Task goal:
Each line of the material below that holds the word "this" needs to be copied.

Data to use:
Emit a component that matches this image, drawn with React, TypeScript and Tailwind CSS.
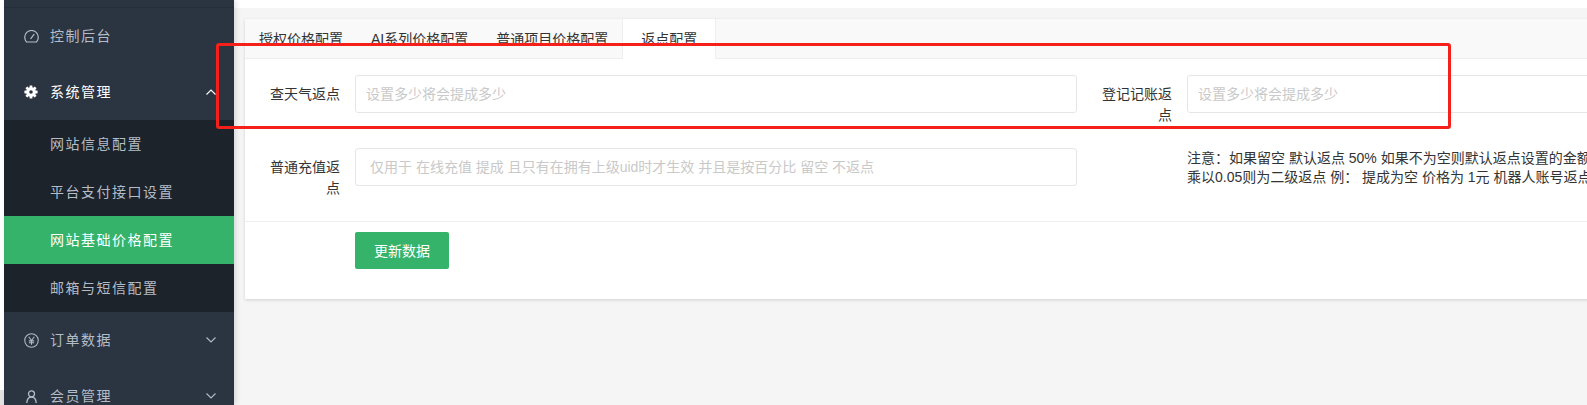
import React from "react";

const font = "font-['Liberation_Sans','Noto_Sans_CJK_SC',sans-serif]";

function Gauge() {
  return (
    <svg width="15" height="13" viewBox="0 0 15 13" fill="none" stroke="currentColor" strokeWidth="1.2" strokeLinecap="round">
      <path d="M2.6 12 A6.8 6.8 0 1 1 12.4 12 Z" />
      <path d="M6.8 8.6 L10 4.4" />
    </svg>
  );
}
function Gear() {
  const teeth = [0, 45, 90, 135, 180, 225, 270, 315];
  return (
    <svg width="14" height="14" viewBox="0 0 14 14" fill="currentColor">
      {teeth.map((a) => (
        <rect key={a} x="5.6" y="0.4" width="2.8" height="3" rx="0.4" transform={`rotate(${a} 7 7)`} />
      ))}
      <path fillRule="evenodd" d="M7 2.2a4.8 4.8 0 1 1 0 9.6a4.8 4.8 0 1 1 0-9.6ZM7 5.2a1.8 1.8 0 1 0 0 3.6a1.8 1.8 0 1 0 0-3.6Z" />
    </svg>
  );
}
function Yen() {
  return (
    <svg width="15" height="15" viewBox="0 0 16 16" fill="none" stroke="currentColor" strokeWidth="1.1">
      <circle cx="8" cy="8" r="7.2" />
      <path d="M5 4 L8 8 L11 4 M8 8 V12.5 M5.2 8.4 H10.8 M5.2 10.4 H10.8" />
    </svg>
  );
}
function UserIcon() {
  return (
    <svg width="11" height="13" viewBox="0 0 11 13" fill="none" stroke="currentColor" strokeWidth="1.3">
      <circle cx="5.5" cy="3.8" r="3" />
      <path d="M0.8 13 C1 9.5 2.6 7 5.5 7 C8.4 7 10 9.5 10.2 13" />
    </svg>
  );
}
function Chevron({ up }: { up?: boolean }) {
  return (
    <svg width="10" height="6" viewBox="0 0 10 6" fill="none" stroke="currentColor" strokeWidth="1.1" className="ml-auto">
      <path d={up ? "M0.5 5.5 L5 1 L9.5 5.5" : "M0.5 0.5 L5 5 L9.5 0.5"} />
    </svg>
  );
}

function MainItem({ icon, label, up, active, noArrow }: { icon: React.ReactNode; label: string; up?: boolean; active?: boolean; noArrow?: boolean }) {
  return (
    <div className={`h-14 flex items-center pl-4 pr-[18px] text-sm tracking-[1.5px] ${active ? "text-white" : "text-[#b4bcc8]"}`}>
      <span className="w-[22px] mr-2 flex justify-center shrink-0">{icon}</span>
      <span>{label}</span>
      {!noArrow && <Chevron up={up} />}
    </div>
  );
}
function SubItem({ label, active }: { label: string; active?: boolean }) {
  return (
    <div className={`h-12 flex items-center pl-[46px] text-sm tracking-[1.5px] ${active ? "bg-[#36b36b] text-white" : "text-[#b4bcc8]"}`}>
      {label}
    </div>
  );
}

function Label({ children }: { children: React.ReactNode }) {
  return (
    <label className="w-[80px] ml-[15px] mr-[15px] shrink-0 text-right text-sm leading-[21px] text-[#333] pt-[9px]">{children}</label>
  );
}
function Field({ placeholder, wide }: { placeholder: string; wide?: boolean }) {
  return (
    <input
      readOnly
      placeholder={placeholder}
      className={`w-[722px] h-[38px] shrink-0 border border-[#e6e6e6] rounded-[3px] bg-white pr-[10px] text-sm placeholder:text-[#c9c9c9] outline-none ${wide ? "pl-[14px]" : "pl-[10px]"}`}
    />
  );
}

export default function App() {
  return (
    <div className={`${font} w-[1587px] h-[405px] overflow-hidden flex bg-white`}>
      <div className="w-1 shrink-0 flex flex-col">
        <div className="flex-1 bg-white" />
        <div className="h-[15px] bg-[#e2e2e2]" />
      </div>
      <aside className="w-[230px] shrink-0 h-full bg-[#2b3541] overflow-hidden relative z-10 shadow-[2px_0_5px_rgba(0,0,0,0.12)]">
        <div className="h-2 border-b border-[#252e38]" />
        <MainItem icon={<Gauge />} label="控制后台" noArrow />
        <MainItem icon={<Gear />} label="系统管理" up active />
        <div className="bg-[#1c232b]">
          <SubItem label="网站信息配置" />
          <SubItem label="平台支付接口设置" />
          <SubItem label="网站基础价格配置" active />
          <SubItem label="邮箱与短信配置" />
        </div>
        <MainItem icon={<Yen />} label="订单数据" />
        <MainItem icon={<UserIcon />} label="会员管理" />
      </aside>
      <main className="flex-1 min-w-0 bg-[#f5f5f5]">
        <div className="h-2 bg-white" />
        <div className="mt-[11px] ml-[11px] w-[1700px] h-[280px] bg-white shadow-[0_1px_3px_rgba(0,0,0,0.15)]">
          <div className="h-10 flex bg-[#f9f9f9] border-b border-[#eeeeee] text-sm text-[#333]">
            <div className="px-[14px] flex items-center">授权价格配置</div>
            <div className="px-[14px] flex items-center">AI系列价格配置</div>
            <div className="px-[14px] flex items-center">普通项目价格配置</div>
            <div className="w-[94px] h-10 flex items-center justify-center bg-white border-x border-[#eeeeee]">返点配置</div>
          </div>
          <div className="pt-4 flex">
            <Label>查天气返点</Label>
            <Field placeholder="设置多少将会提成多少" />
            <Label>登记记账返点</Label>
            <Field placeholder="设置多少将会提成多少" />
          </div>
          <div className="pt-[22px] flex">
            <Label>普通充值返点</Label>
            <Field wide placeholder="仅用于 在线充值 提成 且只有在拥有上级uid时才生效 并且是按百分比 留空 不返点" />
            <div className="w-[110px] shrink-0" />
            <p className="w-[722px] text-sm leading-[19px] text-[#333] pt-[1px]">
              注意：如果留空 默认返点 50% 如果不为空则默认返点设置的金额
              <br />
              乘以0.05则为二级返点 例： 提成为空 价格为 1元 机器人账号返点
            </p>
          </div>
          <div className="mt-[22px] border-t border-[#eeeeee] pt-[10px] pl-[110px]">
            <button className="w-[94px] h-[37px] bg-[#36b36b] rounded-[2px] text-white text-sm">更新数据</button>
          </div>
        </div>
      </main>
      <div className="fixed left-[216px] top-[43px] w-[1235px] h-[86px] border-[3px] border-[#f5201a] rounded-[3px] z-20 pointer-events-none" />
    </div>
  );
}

...

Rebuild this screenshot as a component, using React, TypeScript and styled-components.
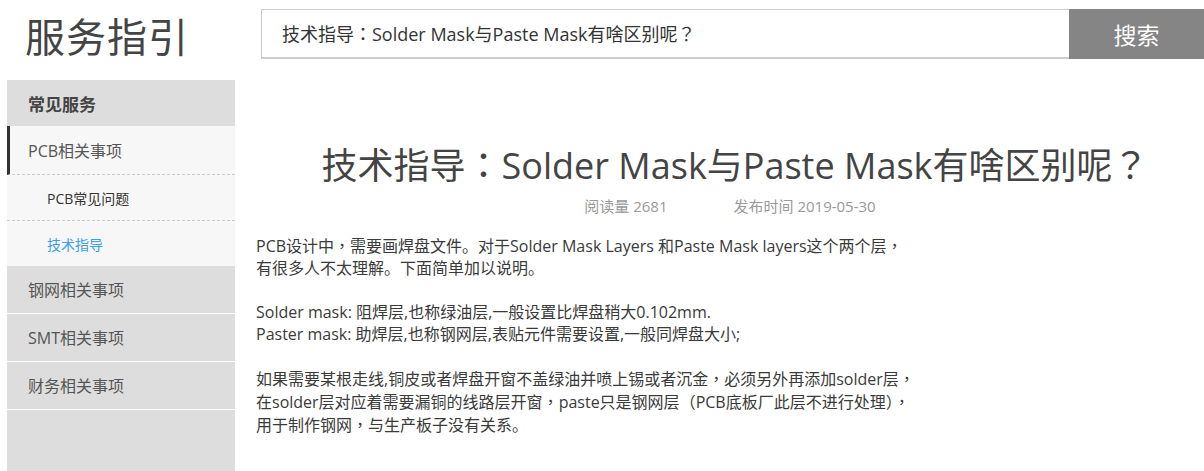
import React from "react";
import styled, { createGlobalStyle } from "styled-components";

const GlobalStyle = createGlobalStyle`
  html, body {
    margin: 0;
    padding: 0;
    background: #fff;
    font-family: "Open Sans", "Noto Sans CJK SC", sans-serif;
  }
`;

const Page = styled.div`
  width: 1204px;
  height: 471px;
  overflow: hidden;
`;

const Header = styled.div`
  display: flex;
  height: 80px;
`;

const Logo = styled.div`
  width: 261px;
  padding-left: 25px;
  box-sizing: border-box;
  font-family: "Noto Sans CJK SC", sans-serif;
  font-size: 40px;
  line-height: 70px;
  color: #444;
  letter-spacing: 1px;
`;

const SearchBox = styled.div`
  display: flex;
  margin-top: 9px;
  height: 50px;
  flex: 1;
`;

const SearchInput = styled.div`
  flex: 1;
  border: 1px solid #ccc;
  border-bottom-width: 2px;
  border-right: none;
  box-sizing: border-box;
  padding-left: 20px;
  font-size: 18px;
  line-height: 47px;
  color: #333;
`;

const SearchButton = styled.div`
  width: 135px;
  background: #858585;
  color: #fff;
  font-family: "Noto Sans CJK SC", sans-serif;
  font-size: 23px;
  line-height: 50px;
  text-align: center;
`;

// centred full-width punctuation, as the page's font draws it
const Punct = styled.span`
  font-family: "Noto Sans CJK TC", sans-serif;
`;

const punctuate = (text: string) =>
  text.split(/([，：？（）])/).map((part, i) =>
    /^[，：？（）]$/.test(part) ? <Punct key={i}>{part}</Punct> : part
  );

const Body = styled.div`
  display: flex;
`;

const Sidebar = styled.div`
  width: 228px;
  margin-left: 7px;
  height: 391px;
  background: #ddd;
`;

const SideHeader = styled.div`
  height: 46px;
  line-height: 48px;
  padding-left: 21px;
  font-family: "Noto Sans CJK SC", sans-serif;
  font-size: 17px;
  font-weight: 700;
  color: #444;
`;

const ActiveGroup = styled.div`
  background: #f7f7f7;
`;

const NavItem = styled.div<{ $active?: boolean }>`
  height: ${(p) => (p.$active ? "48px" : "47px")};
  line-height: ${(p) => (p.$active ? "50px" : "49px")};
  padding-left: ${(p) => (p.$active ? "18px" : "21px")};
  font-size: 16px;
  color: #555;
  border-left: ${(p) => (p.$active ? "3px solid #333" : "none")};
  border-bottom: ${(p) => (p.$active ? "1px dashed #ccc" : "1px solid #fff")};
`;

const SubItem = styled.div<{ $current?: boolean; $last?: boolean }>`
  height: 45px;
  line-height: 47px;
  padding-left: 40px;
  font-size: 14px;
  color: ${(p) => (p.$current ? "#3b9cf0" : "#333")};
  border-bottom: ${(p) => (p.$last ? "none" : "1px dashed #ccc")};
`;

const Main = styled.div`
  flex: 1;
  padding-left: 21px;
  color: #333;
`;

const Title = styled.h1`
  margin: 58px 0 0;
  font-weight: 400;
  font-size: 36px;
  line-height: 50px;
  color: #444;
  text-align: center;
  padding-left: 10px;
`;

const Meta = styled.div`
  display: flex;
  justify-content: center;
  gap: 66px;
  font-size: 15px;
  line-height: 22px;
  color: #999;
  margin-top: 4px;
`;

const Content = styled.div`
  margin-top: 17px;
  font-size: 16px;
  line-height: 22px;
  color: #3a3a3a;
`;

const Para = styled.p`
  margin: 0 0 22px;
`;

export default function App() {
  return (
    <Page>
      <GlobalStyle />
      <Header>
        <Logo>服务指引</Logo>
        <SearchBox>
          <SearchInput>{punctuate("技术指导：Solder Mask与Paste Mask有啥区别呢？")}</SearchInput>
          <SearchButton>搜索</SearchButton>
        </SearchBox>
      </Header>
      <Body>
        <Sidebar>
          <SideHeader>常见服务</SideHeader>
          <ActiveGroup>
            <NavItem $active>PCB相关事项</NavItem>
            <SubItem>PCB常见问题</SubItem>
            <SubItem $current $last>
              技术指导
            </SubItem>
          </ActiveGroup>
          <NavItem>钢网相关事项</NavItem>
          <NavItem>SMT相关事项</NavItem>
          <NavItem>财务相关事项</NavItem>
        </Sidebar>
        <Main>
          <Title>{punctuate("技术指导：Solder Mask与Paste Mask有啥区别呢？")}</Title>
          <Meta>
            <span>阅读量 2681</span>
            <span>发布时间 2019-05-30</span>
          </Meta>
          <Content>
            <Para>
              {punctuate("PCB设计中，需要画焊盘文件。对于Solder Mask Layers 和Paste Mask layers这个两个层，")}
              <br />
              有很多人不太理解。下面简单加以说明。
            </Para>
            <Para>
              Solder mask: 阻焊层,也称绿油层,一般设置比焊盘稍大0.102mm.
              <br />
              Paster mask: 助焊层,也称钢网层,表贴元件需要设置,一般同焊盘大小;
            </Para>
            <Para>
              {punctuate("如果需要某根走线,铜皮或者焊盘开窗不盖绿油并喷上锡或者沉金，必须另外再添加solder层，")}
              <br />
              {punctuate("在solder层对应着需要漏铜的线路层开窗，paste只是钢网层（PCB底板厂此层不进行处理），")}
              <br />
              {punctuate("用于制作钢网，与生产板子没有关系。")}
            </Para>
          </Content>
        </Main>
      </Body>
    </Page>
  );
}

Answer for the task:
Emit a component that matches this image, drawn with React, TypeScript and Tailwind CSS.
Rebuild this screenshot as a component, using React, TypeScript and styled-components.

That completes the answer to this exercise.